— REQUIRED WORK —
Pick out the lines containing "styles".

— INFORMATION SUPPLIED —
++++++++++++++++++++

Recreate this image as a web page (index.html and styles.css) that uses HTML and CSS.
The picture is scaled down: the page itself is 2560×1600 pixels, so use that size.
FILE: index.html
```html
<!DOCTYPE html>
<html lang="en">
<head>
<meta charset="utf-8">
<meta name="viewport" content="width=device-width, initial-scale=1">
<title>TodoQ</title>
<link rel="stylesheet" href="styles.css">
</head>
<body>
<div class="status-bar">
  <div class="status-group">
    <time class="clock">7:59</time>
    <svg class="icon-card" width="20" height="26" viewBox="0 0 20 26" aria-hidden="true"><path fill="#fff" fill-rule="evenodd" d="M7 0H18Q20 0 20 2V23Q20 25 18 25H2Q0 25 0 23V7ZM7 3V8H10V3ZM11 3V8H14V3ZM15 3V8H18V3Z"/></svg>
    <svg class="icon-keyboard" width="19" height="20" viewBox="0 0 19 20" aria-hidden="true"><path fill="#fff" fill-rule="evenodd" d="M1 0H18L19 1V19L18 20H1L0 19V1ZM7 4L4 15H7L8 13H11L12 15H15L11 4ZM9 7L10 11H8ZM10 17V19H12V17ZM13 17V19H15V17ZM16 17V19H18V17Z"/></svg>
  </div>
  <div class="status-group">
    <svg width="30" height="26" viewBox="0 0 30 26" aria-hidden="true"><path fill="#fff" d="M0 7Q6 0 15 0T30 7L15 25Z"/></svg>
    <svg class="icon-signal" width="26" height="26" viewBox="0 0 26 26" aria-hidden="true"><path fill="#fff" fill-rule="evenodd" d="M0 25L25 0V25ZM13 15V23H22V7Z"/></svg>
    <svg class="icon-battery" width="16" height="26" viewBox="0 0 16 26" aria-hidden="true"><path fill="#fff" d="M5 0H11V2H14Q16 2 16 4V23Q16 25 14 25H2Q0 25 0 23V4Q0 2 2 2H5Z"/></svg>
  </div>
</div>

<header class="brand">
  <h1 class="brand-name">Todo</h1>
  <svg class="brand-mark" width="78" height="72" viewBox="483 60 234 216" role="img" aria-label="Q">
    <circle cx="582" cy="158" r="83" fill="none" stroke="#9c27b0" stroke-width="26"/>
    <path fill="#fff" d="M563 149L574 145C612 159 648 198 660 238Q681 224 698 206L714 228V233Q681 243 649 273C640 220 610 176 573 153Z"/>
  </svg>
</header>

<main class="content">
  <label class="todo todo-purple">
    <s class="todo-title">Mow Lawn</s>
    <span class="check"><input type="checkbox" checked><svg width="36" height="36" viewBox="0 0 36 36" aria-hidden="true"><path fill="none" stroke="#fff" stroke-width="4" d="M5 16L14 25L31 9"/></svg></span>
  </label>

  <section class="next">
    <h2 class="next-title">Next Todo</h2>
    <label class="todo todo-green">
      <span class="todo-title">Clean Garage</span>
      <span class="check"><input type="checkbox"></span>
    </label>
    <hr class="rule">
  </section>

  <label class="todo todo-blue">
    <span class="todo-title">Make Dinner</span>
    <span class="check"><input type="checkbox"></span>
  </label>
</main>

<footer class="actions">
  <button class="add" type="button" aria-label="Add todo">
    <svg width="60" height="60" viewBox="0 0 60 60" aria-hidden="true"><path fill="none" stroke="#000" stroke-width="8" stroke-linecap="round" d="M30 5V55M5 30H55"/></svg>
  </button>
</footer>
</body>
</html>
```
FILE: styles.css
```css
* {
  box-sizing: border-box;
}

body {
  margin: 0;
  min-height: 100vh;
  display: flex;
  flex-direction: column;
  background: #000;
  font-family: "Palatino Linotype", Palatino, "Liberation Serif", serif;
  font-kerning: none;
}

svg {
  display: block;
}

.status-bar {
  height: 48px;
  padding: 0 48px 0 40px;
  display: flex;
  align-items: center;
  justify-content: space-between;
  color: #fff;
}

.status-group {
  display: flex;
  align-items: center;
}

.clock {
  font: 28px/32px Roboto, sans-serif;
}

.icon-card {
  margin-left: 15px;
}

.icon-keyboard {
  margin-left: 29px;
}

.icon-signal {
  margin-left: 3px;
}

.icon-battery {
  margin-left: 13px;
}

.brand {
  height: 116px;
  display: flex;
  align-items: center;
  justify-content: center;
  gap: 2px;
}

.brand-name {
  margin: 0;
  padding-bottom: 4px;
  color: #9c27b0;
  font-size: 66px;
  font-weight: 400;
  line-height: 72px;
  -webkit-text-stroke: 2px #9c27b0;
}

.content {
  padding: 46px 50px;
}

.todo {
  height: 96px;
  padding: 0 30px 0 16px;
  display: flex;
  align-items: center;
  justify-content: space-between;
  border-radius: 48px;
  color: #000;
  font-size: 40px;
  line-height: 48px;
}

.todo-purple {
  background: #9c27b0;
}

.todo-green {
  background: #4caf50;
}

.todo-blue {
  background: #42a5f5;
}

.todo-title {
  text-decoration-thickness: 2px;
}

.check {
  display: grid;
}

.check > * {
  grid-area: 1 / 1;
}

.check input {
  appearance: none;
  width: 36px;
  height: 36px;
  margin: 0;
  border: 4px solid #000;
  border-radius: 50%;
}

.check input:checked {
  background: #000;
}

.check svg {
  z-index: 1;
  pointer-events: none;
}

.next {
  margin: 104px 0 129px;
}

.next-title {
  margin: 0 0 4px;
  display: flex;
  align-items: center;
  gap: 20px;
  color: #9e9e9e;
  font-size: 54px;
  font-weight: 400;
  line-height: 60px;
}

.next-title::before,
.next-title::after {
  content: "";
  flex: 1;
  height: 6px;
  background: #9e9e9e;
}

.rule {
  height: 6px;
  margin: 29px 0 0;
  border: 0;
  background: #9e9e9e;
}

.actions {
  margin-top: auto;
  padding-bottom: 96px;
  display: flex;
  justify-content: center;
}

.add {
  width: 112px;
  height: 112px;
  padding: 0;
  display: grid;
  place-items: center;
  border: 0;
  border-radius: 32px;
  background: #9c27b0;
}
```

++++++++++++++++++++

— PROBLEM SOLUTION —
Recreate this image as a web page (index.html and styles.css) that uses HTML and CSS.
<link rel="stylesheet" href="styles.css">
FILE: styles.css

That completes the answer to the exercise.